Historisisme memuaskan dirinya sendiri dengan membangun hubungan kausal antara beberapa momen dalam sejarah. Tapi karena itu pula tidak ada peristiwa yang punya signifikansi kausal historis. Ia menjadi historis secara anumerta, sebagai mana dulunya, meskipun peristiwa-peristiwa ini mungkin dipisahkan oleh ribuan tahun. Sejarawan yang berangkat dari titik ini berhenti menceritakan urutan peristiwa seperti manik-manik rosario. Alih-alih, ia menangkap konstelasi yang terebntuk dari kontak antara eranya sendiri dan masa yang tepat sebelumnya. Maka ia membangun konsepsi kini sebagai “waktu kini“ yang ditembakkan melalui pecahan waktu mesianis.

B

Para peramal yang mendapati apa yang disimpan oleh waktu jelas tidak mengalami waktu sebagai homogen dan kosong. Siapapun yang mengingat ini mungkin akan memahami bagaimana masa lalu dialami dalam peringatan-yakni, dengan cara yang sama saja. Kita tahu bahwa kaum Yahudi dilarang untuk menyelidik masa depan: Torah dan doa-doanya memerintahkan mereka untuk mengingat. Ini menggugurkan sihir masa depan, yang mempesona mereka semua yang datang ke para peramal demi pencerahan. Ini bukan berarti bahwa bagi Yahudi masa depan berubah menjadi waktu homogen dan kosong. Karena setiap detik adalah gerbang yang mungkin jadi pintu masuk bagi  si Juru Selamat.

*Ditulis Februari- Maret 1940, dikutip dari Gesammelte Schriften, I, 691-704, dialihbahasakan ke Indonesia oleh Ferdiansyah Thajib, dengan tiga sumber terjemahan Inggris sebagai perbandingan: Dennis Redmond, Lloyd Spencer dan Harry Zohn.

CATATAN


[i]  Istilah Prancis ini berarti “satu kutipan sebagai (bagian ) dari urusan hari itu,“ „kutipan urusan yang genting dalam momen tertentu. Dalam konteks militer juga berarti sesuatu yang disebut dalam laporan hari ini

[ii] Hanya sedikit yang bisa menebak betapa sedihnya dia  sehingga dapat menyadarkan Carthage.

[iii] Kongres Gotha pada 1875 menyatukan kedua partai Sosialis Jerman, satunya dipimpin Ferdinand Lassalle, lainnya Karl Marx and Wilhelm Liebknecht.
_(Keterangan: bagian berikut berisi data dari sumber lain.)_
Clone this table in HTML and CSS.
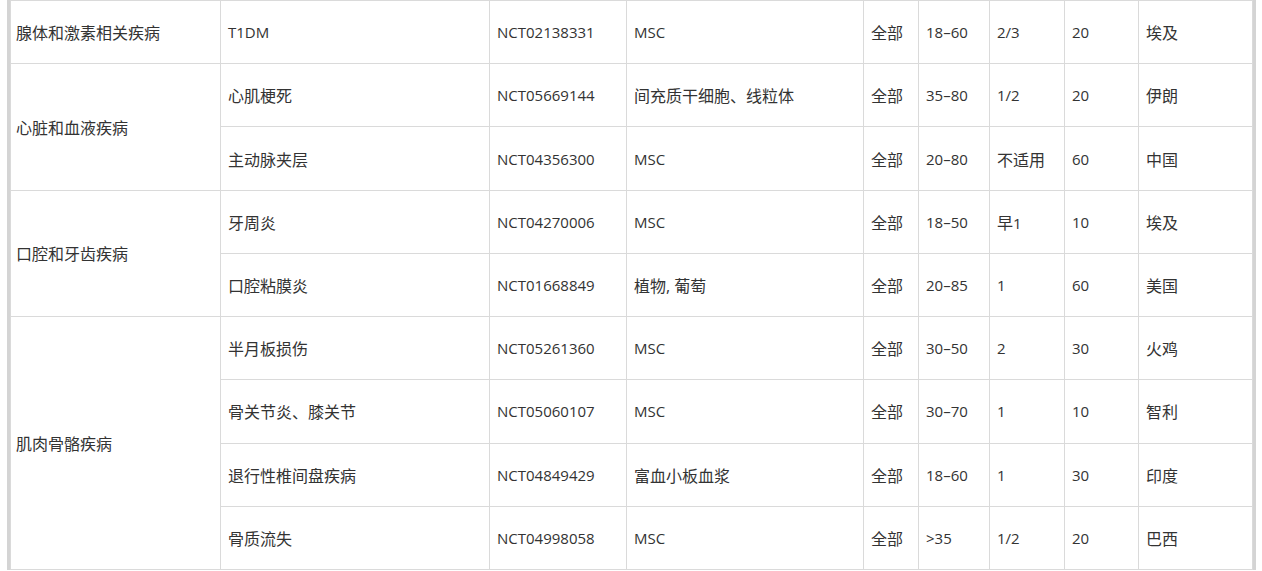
FILE: index.html
```html
<!DOCTYPE html>
<html lang="zh-CN">
<head>
<meta charset="utf-8">
<title>临床试验</title>
<link rel="stylesheet" href="styles.css">
</head>
<body>
<div class="frame">
<table class="trials">
<colgroup>
<col class="c1"><col class="c2"><col class="c3"><col class="c4"><col class="c5"><col class="c6"><col class="c7"><col class="c8"><col class="c9">
</colgroup>
<tbody>
<tr><td class="grp">腺体和激素相关疾病</td><td class="lat">T1DM</td><td class="lat">NCT02138331</td><td class="lat">MSC</td><td>全部</td><td class="lat">18–60</td><td class="lat">2/3</td><td class="lat">20</td><td>埃及</td></tr>
<tr><td class="grp" rowspan="2">心脏和血液疾病</td><td>心肌梗死</td><td class="lat">NCT05669144</td><td>间充质干细胞、线粒体</td><td>全部</td><td class="lat">35–80</td><td class="lat">1/2</td><td class="lat">20</td><td>伊朗</td></tr>
<tr><td>主动脉夹层</td><td class="lat">NCT04356300</td><td class="lat">MSC</td><td>全部</td><td class="lat">20–80</td><td>不适用</td><td class="lat">60</td><td>中国</td></tr>
<tr><td class="grp" rowspan="2">口腔和牙齿疾病</td><td>牙周炎</td><td class="lat">NCT04270006</td><td class="lat">MSC</td><td>全部</td><td class="lat">18–50</td><td>早<span class="lat">1</span></td><td class="lat">10</td><td>埃及</td></tr>
<tr><td>口腔粘膜炎</td><td class="lat">NCT01668849</td><td>植物, 葡萄</td><td>全部</td><td class="lat">20–85</td><td class="lat">1</td><td class="lat">60</td><td>美国</td></tr>
<tr><td class="grp" rowspan="4">肌肉骨骼疾病</td><td>半月板损伤</td><td class="lat">NCT05261360</td><td class="lat">MSC</td><td>全部</td><td class="lat">30–50</td><td class="lat">2</td><td class="lat">30</td><td>火鸡</td></tr>
<tr><td>骨关节炎、膝关节</td><td class="lat">NCT05060107</td><td class="lat">MSC</td><td>全部</td><td class="lat">30–70</td><td class="lat">1</td><td class="lat">10</td><td>智利</td></tr>
<tr><td>退行性椎间盘疾病</td><td class="lat">NCT04849429</td><td>富血小板血浆</td><td>全部</td><td class="lat">18–60</td><td class="lat">1</td><td class="lat">30</td><td>印度</td></tr>
<tr><td>骨质流失</td><td class="lat">NCT04998058</td><td class="lat">MSC</td><td>全部</td><td class="lat">&gt;35</td><td class="lat">1/2</td><td class="lat">20</td><td>巴西</td></tr>
</tbody>
</table>
</div>
</body>
</html>
```
FILE: styles.css
```css
html, body {
  margin: 0;
  padding: 0;
  background: #ffffff;
}
.frame {
  margin-left: 7px;
  width: 1243px;
  border-left: 3px solid #d4d4d4;
  border-right: 3px solid #d4d4d4;
}
.trials {
  width: 1243px;
  table-layout: fixed;
  border-collapse: collapse;
  font-family: "Open Sans", "Noto Sans CJK SC", sans-serif;
  font-size: 16px;
  color: #333333;
}
.trials td {
  border: 1px solid #dadada;
  height: 63.22px;
  padding: 0 0 0 7px;
  vertical-align: middle;
  box-sizing: border-box;
  white-space: nowrap;
}
.trials td.grp {
  padding-left: 5px;
}
.trials .lat {
  font-size: 15px;
}
.c1 { width: 210px; }
.c2 { width: 269px; }
.c3 { width: 137px; }
.c4 { width: 237px; }
.c5 { width: 55px; }
.c6 { width: 71px; }
.c7 { width: 75px; }
.c8 { width: 74px; }
.c9 { width: 114px; }
```
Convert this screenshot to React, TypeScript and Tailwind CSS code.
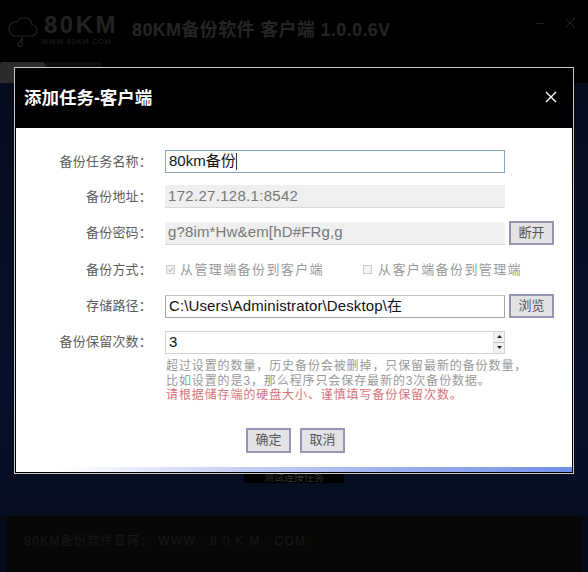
const cn = "font-['Liberation_Sans','Noto_Sans_CJK_SC',sans-serif]";

function Row({ label, children, className }: { label: string; children: React.ReactNode; className?: string }) {
  return (
    <div className={`flex items-center ${className ?? ""}`}>
      <div className="mr-[13px] w-[136px] shrink-0 text-right text-[13px] text-[#5c5c5c] tracking-[0.2px]">{label}</div>
      {children}
    </div>
  );
}

function Btn({ text, className }: { text: string; className?: string }) {
  return (
    <div className={`flex w-[45px] items-center justify-center border-2 border-[#9397b0] bg-[#e3e3e6] text-[13px] text-[#555] ${className ?? "h-[24px]"}`}>
      {text}
    </div>
  );
}

function Logo() {
  return (
    <div className="flex items-center">
      <svg width="31" height="34" viewBox="0 0 31 34" fill="none" stroke="#222" strokeWidth="1.2">
        <path d="M8 23h16a5.5 5.5 0 0 0 1-11 8 8 0 0 0-15-3 7 7 0 0 0-2 14z" />
        <path d="M15 25l-3 5a2 2 0 1 0 3 1z" />
      </svg>
      <div className="ml-[3px] flex flex-col items-start">
        <div className="pl-[3px] text-[24px] leading-[22px] font-bold tracking-[2.5px] text-[#222]">80KM</div>
        <div className="mt-[2px] text-[7.5px] leading-[8px] text-[#222] tracking-[0.7px]">WWW.80KM.COM</div>
      </div>
    </div>
  );
}

export default function App() {
  return (
    <div className={`relative flex h-[572px] w-[588px] flex-col overflow-hidden bg-[#050b19] ${cn}`}>
      {/* window behind the dialog */}
      <div className="h-[62px] bg-black px-[7px] pt-[13px]">
        <div className="flex items-center">
          <Logo />
          <div className="ml-[14px] text-[18px] font-bold tracking-[0.35px] text-[#242424]">80KM备份软件 客户端 1.0.0.6V</div>
          <div className="ml-auto mb-[14px] mr-[5px] flex items-center gap-[20px] text-[#242424]">
            <div className="h-px w-[8px] bg-[#242424]" />
            <svg width="12" height="12" viewBox="0 0 12 12" stroke="currentColor"><path d="M1 1l10 10M11 1L1 11" /></svg>
          </div>
        </div>
      </div>
      <div className="flex h-[21px] bg-black">
        <div className="h-full w-[45px] rounded-t-[2px] bg-[#2b2b2b]" />
        <div className="h-full w-[57px] rounded-t-[2px] bg-[#0e0e0e]" />
      </div>
      <div className="h-[433px] bg-[linear-gradient(180deg,#060c1c,#08112a_70%,#060d20)]" />
      <div className="mx-[6px] flex flex-1 items-center bg-[#070706] pb-[6px] pl-[18px]">
        <div className="text-[12px] tracking-[1.3px] text-[#191919]">80KM备份软件官网： WWW . 8 0 K M . COM</div>
      </div>

      {/* strip peeking out under the dialog */}
      <div className="absolute left-[244px] top-[472px] flex h-[11px] w-[100px] items-center justify-center bg-black text-[10px] text-[#333]">
        测试连接任务
      </div>

      {/* dialog */}
      <div className="absolute left-[14px] top-[67px] flex h-[407px] w-[560px] flex-col border border-[#c8c8c8] bg-black">
        <div className="flex h-[60px] items-center justify-between pl-[9px] pr-[14px]">
          <div className="pt-[1px] text-[17.5px] font-bold text-white">添加任务-客户端</div>
          <svg width="14" height="14" viewBox="0 0 14 14" stroke="#fff" strokeWidth="1.4" className="mb-[2px] mr-[1px]">
            <path d="M2 2l10 10M12 2L2 12" />
          </svg>
        </div>
        <div className="relative mx-px mb-px flex flex-1 flex-col bg-white pr-[6px] pt-[22px]">
          <Row label="备份任务名称：" className="h-[23px]">
            <div className="flex h-[23px] w-[340px] items-center border border-[#7fa8c4] pl-[3px] text-[15px] text-[#111]">
              80km备份<span className="h-[17px] w-px bg-[#333]" />
            </div>
          </Row>
          <Row label="备份地址：" className="mt-[12px] h-[23px]">
            <div className="flex h-[23px] w-[340px] items-center border-b border-[#d8d8d8] bg-[#efefef] pl-[3px] text-[15px] tracking-[0.3px] text-[#777]">
              172.27.128.1:8542
            </div>
          </Row>
          <Row label="备份密码：" className="mt-[13px] h-[24px]">
            <div className="flex h-[23px] w-[340px] items-center border-b border-[#d8d8d8] bg-[#efefef] pl-[3px] text-[15px] tracking-[0.15px] text-[#777]">
              g?8im*Hw&amp;em[hD#FRg,g
            </div>
            <Btn text="断开" className="ml-[4px] h-[24px]" />
          </Row>
          <Row label="备份方式：" className="mt-[13px] h-[23px]">
            <div className="flex w-[198px] items-center text-[13px] tracking-[1.4px] text-[#999]">
              <span className="ml-[1px] mr-[5px] flex h-[9px] w-[9px] items-center justify-center border border-[#ccc] bg-[#f2f2f2]">
                <svg width="7" height="7" viewBox="0 0 7 7" fill="none" stroke="#aaa"><path d="M1 3.5l2 2 3-4" /></svg>
              </span>
              从管理端备份到客户端
            </div>
            <div className="flex items-center text-[13px] tracking-[1.4px] text-[#999]">
              <span className="mr-[6px] h-[9px] w-[9px] border border-[#ccc] bg-[#f4f4f4]" />
              从客户端备份到管理端
            </div>
          </Row>
          <Row label="存储路径：" className="mt-[13px] h-[24px]">
            <div className="flex h-[23px] w-[340px] items-center border border-[#a6a6a6] border-t-[#c4c4c4] pl-[3px] text-[15px] tracking-[0.12px] text-[#111]">
              C:\Users\Administrator\Desktop\在
            </div>
            <Btn text="浏览" className="ml-[4px] h-[24px]" />
          </Row>
          <Row label="备份保留次数：" className="mt-[12px] h-[24px]">
            <div className="flex h-[23px] w-[340px] items-center justify-between border border-[#d4d4d4] pl-[3px] text-[15px] text-[#111]">
              3
              <div className="flex h-full w-[11px] flex-col border-l border-[#e0e0e0] bg-[#f0f0f0]">
                <div className="flex flex-1 items-center justify-center border-b border-[#bbb] text-[#222]">
                  <svg width="5" height="3" viewBox="0 0 5 3" fill="currentColor"><path d="M2.5 0L5 3H0z" /></svg>
                </div>
                <div className="flex flex-1 items-center justify-center text-[#222]">
                  <svg width="5" height="3" viewBox="0 0 5 3" fill="currentColor"><path d="M0 0h5L2.5 3z" /></svg>
                </div>
              </div>
            </div>
          </Row>
          <div className="ml-[150px] mt-[5px] text-[12px] leading-[14.5px] tracking-[0.9px] text-[#999]">
            <div>超过设置的数量，历史备份会被删掉，只保留最新的备份数量，</div>
            <div>比如设置的是3，那么程序只会保存最新的3次备份数据。</div>
            <div className="text-[#d87378]">请根据储存端的硬盘大小、谨慎填写备份保留次数。</div>
          </div>
          <div className="ml-[230px] mt-[25px] flex gap-[9px]">
            <Btn text="确定" className="h-[25px]" />
            <Btn text="取消" className="h-[25px]" />
          </div>
          <div className="absolute bottom-0 left-0 right-0 h-[5px] bg-[linear-gradient(90deg,#ffffff_8%,#c5cff5_40%,#6f8fe8_100%)]" />
        </div>
      </div>
    </div>
  );
}
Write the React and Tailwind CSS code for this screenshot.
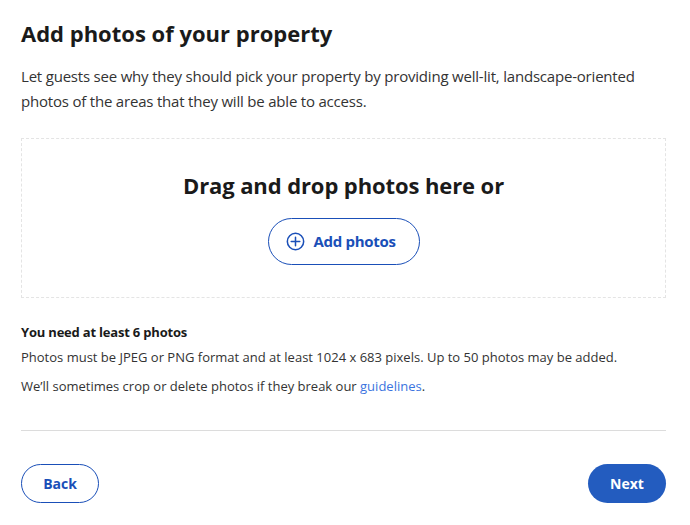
const PlusCircle = () => (
    <svg width="19" height="19" viewBox="0 0 20 20" fill="none" stroke="#1a4fb8" strokeWidth="1.6">
        <circle cx="10" cy="10" r="8.6" />
        <path d="M10 5.5v9M5.5 10h9" strokeLinecap="round" />
    </svg>
);

const App = () => {
    return (
        <div className="min-h-screen bg-white pl-[21px] pr-[24px] pt-[18px] text-[#1a1a1a]" style={{ fontFamily: '"Open Sans", sans-serif' }}>
            <h1 className="text-[22px] font-bold leading-[30px]">Add photos of your property</h1>
            <p className="mt-[16px] max-w-[630px] text-[15px] leading-[25px] text-[#333] tracking-[-0.2px]">
                Let guests see why they should pick your property by providing well-lit, landscape-oriented photos of the areas that they will be able to access.
            </p>

            {/* Drop zone */}
            <div className="mt-[24px] h-[160px] border border-dashed border-[#e4e4e4] flex flex-col items-center pt-[31px]">
                <h2 className="text-[22px] font-bold leading-[30px] tracking-[-0.1px]">Drag and drop photos here or</h2>
                <button className="mt-[18px] h-[47px] w-[152px] rounded-full border border-[#1a4fb8] flex items-center gap-[9px] pl-[17px] text-[#1a4fb8] text-[15px] font-bold tracking-[-0.3px]">
                    <PlusCircle />
                    Add photos
                </button>
            </div>

            <div className="mt-[24px] text-[13px] text-[#333]">
                <p className="font-bold text-[#1a1a1a] leading-[20px] tracking-[-0.2px]">You need at least 6 photos</p>
                <p className="mt-[5px] leading-[20px]">Photos must be JPEG or PNG format and at least 1024 x 683 pixels. Up to 50 photos may be added.</p>
                <p className="mt-[9px] leading-[20px]">
                    We’ll sometimes crop or delete photos if they break our <a href="#" className="text-[#3b74e0]">guidelines</a>.
                </p>
            </div>

            <div className="mt-[34px] border-t border-[#dcdcdc]" />

            <div className="mt-[33px] flex justify-between">
                <button className="h-[39px] w-[78px] rounded-full border border-[#1a4fb8] text-[#1a4fb8] text-[14px] font-bold">Back</button>
                <button className="h-[39px] w-[78px] rounded-full bg-[#235cbf] text-white text-[14px] font-bold">Next</button>
            </div>
        </div>
    );
};

export default App;
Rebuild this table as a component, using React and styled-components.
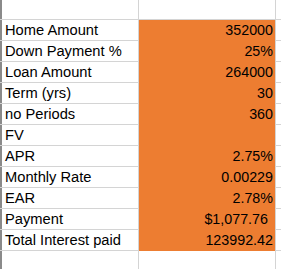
import React from 'react';
import styled, { createGlobalStyle } from 'styled-components';

// Styles

const GlobalStyle = createGlobalStyle`
  html, body {
    margin: 0;
    padding: 0;
    background: #ffffff;
  }
`;

const Sheet = styled.div`
  width: 281px;
  height: 269px;
  overflow: hidden;
  background: #ffffff;
  font-family: "Liberation Sans", Arial, sans-serif;
  color: #000000;
`;

const Row = styled.div`
  display: flex;
  height: ${({ tall }) => (tall ? '19px' : '20px')};
  border-bottom: 1px solid #d4d4d4;
`;

const Edge = styled.div`
  width: 2px;
  flex: none;
  background: #8a8a8a;
`;

const Label = styled.div`
  width: 133px;
  flex: none;
  display: flex;
  align-items: flex-end;
  padding: 0 0 2px 3px;
  border-right: 1px solid #d4d4d4;
  font-size: 14.7px;
  white-space: nowrap;
`;

const Value = styled.div`
  width: ${({ pad }) => 136 - pad}px;
  flex: none;
  display: flex;
  align-items: flex-end;
  justify-content: flex-end;
  padding: 0 ${({ pad }) => pad}px 2px 0;
  margin-bottom: ${({ filled }) => (filled ? '-1px' : '0')};
  padding-bottom: ${({ filled }) => (filled ? '3px' : '2px')};
  background: ${({ filled }) => (filled ? '#ed7d31' : 'transparent')};
  border-right: 1px solid #d4d4d4;
  font-size: 14.3px;
  white-space: nowrap;
`;

// Data

const rows = [
  ['Home Amount', '352000'],
  ['Down Payment %', '25%'],
  ['Loan Amount', '264000'],
  ['Term (yrs)', '30'],
  ['no Periods', '360'],
  ['FV', ''],
  ['APR', '2.75%'],
  ['Monthly Rate', '0.00229'],
  ['EAR', '2.78%'],
  ['Payment', '$1,077.76', 7],
  ['Total Interest paid', '123992.42'],
];

// Component

const App = () => (
  <>
    <GlobalStyle />
    <Sheet>
      <Row tall>
        <Edge />
        <Label />
        <Value pad={2} />
      </Row>
      {rows.map(([label, value, pad]) => (
        <Row key={label}>
          <Edge />
          <Label>{label}</Label>
          <Value filled pad={pad || 2}>{value}</Value>
        </Row>
      ))}
      <Row>
        <Edge />
        <Label />
        <Value pad={2} />
      </Row>
    </Sheet>
  </>
);

export default App;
Program yang dirancang oleh Liebknecht dan Lassalle dikritik keras Marx di London, lihat ‘Critique of the Gotha Program’.

[iv] Kelompok kiri yang didirikan oleh Karl Liebknecht dan Rosa Luxemburg pada awal Perang Dunia I, sebagai oposisi kebijakan pro-perang partai Sosialis Jerman.

[v] Istilah dalam dialektika Hegel, yang bisa diartikan diangkat, diakui, digagalkan, sekaligus diawetkan.